I hadn't read this in years because I despised the humiliation of the
ending. Re-reading a book should expand one's appreciation, broadening
and deepending it, and this re-read did. I now appreciate far more
things to loathe about it, and I have a deeper loathing for the
ending.
As for that ending, I should note that I could only bear to skim it.
But I have a hard time believing in a near descendent of America where
young adults, stranded with little equipment for three years, would
not on rescue be treated as heroes of survival, or at least accorded
respect for their skills in surviving. The book declares that this is
a romantic age, so I would expect even more admiration due to that.
Instead, the rescuers seems to treat the kids as nuisances, and the
rest are as bad.
My deepest loathing is for the premise, a course of training that
would be considered insane, stupid, vicious, and murderous in training
Special Forces commandos. Our Hero is taking Advanced Survival in a
high school (it can also be a college course). The standard notion of
a final is to abandon them more or less individually on a planet N
light years away, bid them travel some unknown distance in an unknown
number of days ... having deliberately refused to tell them anything
about the destination and leaving it almost entirely to their oun
resources for what they bring with ... and having emphasized that
there is no law at the destination, so anything goes. And indeed
he quickly finds a murder victim, and later is mugged and left for
dead himself. "We're looking for graduates, not casualties" my Aunt
Fanny Jane.
What are they training for?
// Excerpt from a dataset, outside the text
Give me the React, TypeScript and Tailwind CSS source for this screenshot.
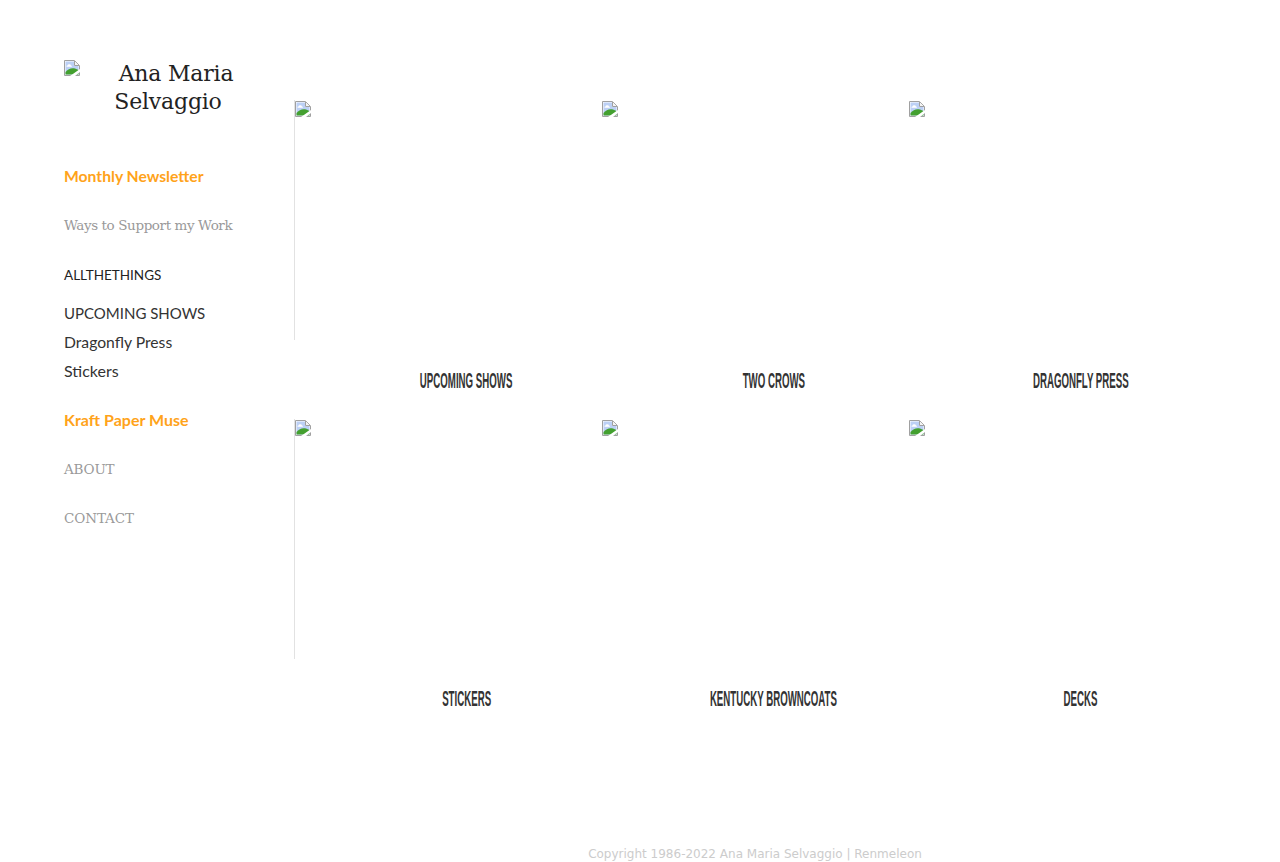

The only idea I can think of is serial
killers or psycopaths. Planetary explorers? Like hell. The
wormholes are expensive, good planets are quite valuable, and hazards
are often unknown, so you need a *team* (accent on the *team*) to be
trained together and work together with roled, and equipped well to be
an effective exploration squad. Settlers? Even less sensible. With
travel expensive and destinations dangerous, they're going to be stuck
on their own for years. Pioneer settlers in the US out in the
frontier were not loners, I believe, or if they were, I think they
were stupid. The Mayflower and Jamestown and Roanoke were groups, for
darned good reasons, and even with mutual support on a planet on which
humans evolved they mostly or entirely died. And givernment and law
were settled by the Mayflower group before they even got off the boat.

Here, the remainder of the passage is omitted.